Maybe it is not the finance minister’s fault for producing a budget which reads more like a wish-granting factory than a feasible financial plan. Perhaps the natural consequence of a government announcing the budget for the next year just before it expires is that it will produce a populist budget to win votes, and leave the next government to deal with the impossible implementation.

The budget for the fiscal year 2018-2019 makes many promises but does not include a mechanism for delivering them. Large increases have been given to defence and all other heads under current spending, like subsidies, running of government affairs and debt servicing. The budget also showers incentives on business and industry in quantities never seen before.

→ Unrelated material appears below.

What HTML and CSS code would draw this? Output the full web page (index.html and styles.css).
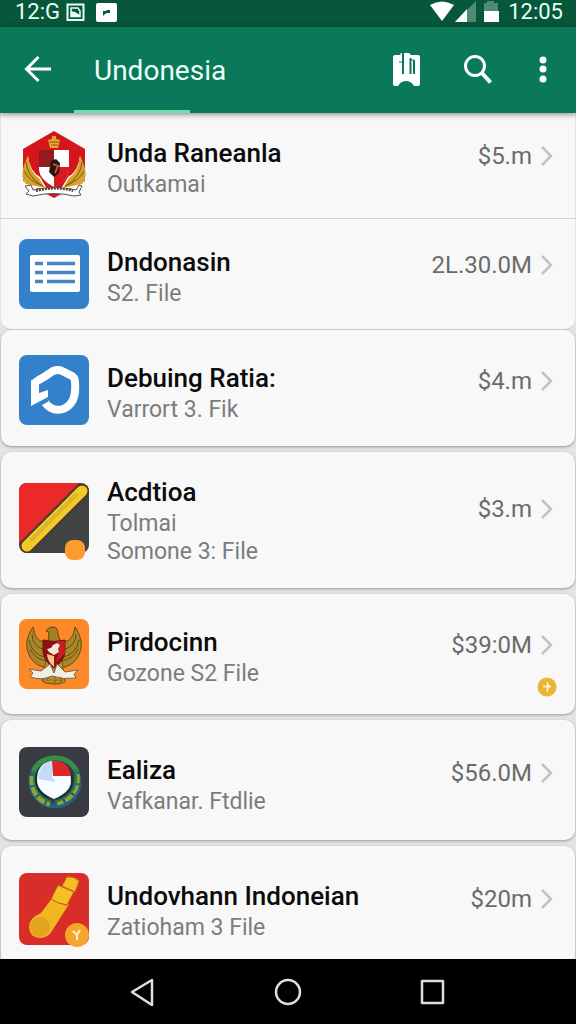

With such a huge focus on current expenditure, there needs to be very careful balance to be struck with the revenue plan. However, it seems like the government did not think this one through, as it has not levelled taxes in proportion to the expenditure. The government has opted to reduce the tax burden on the common man — reducing income taxes significantly. Most of the revenue is expected to come from indirect taxes, with an increase in taxes on petroleum and communication technology. It is doubtful that these small increases will be able to sustain the enormous expenditure plan the government has set out.

How will the enormous spending on defence and civil forces be sustained? The finance ministers seems to be banking on the tax amnesty schemes introduced by the government, which are designed to bring in more tax-payers into the net, increasing the revenue. Similar expectations are also placed on the rise of exports, which can placate the deficit. This is an entirely hope-based model, where plans are made on expectations and not realistic estimates, and depending on tax amnesty is a huge risk, considering their past failures.

While the budget seems populist, it does not aim to appease the poor. Income tax breaks benefit the highly salaried classes the most. Perhaps the most tragic aspect of the budget, where the common man loses the most, is the cut in development spending. The federal Public Sector Development Programme (PSDP) has been slashed by 20pc compared to last year’s budgeted amount, falling to Rs800bn this year. With cuts in spending on water and housing, and disproportionate expenditures on military and civil salaried classes, the next financial year looks to be a highly unpredictable one.